::: RECORDS FOR THIS TASK

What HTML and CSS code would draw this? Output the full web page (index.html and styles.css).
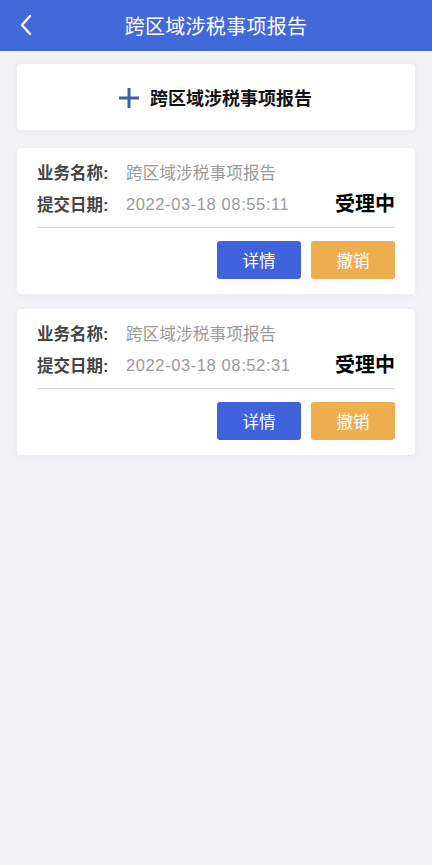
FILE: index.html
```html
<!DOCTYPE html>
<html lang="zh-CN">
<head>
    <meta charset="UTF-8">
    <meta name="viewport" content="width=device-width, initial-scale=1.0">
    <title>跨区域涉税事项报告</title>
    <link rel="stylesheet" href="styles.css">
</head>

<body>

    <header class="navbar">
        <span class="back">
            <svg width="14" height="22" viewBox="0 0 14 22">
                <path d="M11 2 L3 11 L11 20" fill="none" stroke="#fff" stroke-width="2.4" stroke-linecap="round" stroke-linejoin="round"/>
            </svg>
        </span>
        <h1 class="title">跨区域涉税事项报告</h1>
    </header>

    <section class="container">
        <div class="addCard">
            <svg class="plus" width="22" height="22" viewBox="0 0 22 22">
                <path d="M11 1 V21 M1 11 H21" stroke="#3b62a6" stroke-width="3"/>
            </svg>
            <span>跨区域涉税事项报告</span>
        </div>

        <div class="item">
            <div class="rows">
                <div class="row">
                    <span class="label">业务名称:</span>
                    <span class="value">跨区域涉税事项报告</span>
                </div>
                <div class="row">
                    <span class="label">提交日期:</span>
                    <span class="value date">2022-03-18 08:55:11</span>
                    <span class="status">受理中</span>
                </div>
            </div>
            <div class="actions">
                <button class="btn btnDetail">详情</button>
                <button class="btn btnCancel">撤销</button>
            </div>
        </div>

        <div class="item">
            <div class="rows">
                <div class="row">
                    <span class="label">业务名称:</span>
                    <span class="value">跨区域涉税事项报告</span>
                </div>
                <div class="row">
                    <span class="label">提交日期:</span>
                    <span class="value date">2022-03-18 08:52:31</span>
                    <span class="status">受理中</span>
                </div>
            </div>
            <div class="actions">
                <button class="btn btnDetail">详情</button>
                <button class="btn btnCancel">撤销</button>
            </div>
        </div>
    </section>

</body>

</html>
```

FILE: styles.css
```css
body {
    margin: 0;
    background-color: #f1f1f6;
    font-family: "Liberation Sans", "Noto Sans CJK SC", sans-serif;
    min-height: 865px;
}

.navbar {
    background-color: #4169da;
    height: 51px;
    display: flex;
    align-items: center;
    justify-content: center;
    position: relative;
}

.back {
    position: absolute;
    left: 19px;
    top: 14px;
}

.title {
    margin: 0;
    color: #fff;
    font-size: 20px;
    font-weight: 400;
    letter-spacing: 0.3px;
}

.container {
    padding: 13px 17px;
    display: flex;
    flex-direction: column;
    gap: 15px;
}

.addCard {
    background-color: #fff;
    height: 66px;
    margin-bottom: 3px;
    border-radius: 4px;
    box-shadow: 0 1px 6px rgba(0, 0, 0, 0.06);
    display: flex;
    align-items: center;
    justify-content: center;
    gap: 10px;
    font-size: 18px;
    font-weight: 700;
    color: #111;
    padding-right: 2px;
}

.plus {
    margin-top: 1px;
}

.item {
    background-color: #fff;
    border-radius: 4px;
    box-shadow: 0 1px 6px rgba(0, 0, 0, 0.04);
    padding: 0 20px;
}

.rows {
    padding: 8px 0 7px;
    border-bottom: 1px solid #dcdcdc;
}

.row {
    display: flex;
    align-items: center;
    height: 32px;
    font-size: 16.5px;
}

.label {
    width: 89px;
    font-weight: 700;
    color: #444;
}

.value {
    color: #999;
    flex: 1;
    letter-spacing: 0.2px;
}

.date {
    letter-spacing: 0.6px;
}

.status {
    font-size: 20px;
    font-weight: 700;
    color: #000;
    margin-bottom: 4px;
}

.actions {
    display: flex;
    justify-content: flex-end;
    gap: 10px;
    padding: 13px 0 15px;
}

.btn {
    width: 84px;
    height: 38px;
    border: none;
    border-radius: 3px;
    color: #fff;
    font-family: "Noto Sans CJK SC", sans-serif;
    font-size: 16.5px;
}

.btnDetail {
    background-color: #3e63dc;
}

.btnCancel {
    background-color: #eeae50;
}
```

::::::
::: RECORDS FOR THIS TASK

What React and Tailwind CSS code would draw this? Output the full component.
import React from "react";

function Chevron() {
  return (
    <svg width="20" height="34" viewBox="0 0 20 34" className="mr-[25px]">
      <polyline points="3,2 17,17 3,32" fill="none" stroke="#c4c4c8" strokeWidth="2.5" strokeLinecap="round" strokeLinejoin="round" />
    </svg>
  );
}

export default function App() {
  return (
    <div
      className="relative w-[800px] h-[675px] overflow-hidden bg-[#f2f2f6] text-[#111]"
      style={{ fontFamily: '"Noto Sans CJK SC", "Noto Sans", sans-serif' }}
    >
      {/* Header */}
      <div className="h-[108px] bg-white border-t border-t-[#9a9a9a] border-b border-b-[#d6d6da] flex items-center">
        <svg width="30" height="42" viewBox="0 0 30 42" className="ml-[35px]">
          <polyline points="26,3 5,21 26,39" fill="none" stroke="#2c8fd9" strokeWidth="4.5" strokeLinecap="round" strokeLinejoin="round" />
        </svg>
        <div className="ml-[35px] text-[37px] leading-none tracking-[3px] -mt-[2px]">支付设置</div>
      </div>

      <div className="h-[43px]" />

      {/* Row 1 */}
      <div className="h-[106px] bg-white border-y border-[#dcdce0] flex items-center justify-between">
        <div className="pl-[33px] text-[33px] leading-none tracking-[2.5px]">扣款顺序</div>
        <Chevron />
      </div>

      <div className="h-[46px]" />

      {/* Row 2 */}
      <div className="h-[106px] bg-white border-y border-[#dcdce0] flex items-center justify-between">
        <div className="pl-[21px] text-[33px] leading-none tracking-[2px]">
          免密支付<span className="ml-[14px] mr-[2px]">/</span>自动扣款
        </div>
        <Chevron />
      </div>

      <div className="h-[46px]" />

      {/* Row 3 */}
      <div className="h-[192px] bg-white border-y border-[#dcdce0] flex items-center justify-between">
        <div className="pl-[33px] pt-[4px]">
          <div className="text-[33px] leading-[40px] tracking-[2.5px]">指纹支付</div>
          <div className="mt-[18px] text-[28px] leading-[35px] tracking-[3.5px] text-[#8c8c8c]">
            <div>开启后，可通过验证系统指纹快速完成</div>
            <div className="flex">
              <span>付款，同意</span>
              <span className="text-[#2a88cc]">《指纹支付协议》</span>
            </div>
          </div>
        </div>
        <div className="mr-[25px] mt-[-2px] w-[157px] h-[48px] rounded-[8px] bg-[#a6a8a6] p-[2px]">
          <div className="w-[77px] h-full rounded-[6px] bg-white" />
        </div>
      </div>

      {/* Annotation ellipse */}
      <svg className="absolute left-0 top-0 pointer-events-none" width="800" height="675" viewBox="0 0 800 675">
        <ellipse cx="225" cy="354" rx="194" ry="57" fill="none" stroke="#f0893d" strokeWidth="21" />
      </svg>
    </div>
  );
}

::::::

AIM: Gather and copy every line of the data in which the string "would" is found.

TASK OUTPUT:
What HTML and CSS code would draw this? Output the full web page (index.html and styles.css).
What React and Tailwind CSS code would draw this? Output the full component.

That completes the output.